We talk about locking information away. We have the archival process of course but this was very much a regulatory regime that believed that it was in the interests of the child, mother, father and everyone else in the extended family that this information should be withheld and not released—there was a range of reasons. During the following 29 years of my life, while I had a very good understanding of my circumstances and my history, there was no way to get access to information. In fact, to go down the normal route to get birth certificates and other information was simply illegal in Queensland. I had a big involvement in the changing of the laws in Queensland to allow that access to records, particularly those held by the state.
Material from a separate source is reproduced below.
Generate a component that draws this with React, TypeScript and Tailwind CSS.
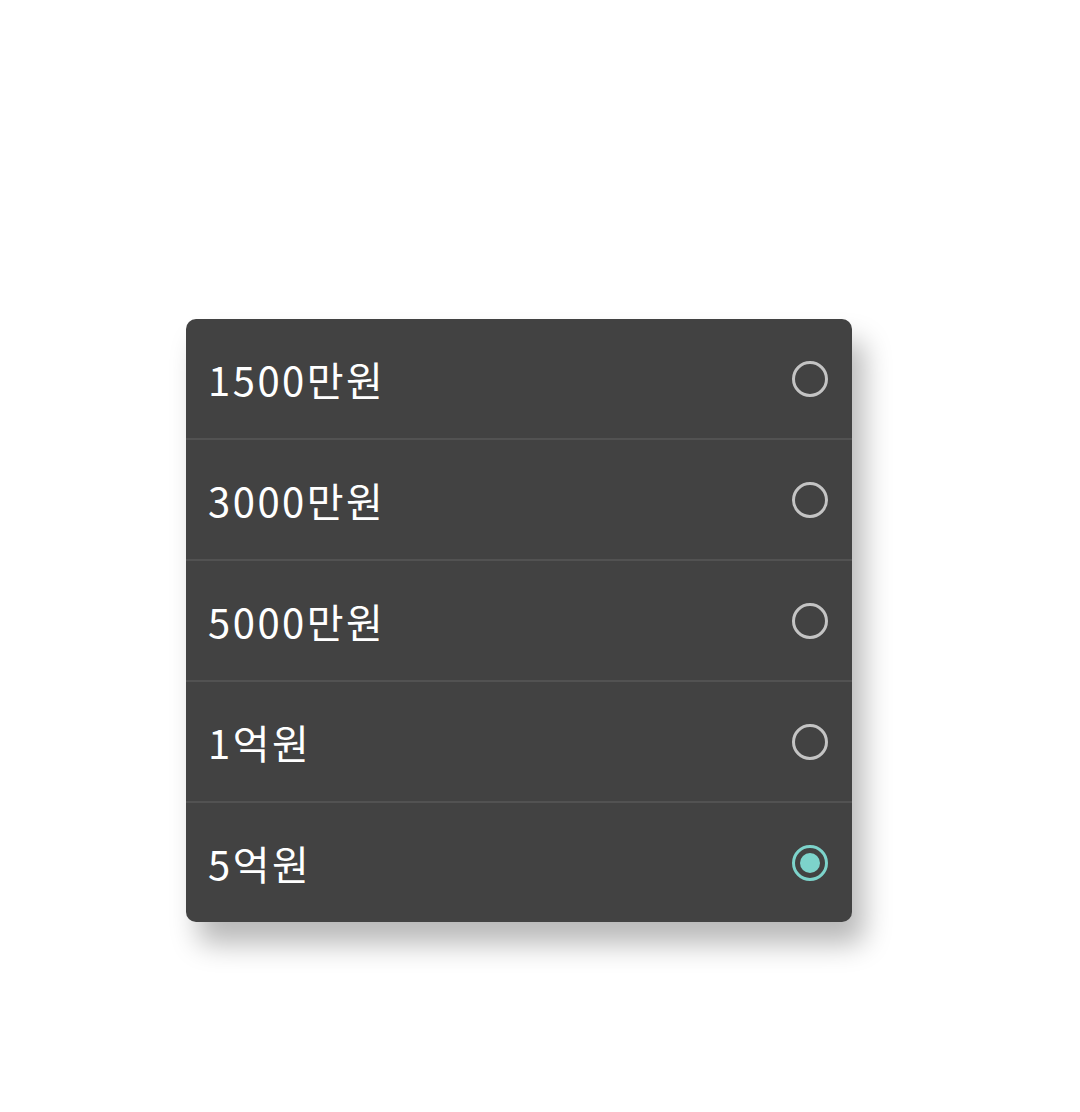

By the time these laws were changed they had been in force for some 18 years. In fact, it is only an amendment going through the Queensland parliament right now, this month, that will open up and finally put to rest some of the secrecy that surrounded adoption in Queensland. Queensland is the last state to actually open its records to the public. I was very tenacious in the way that I went about finding information but the only information I had was the fact that I was born Colin David Smith. The Christian names were fine but having a surname like Smith in the milieu of the time and with the record keeping made it very, very difficult.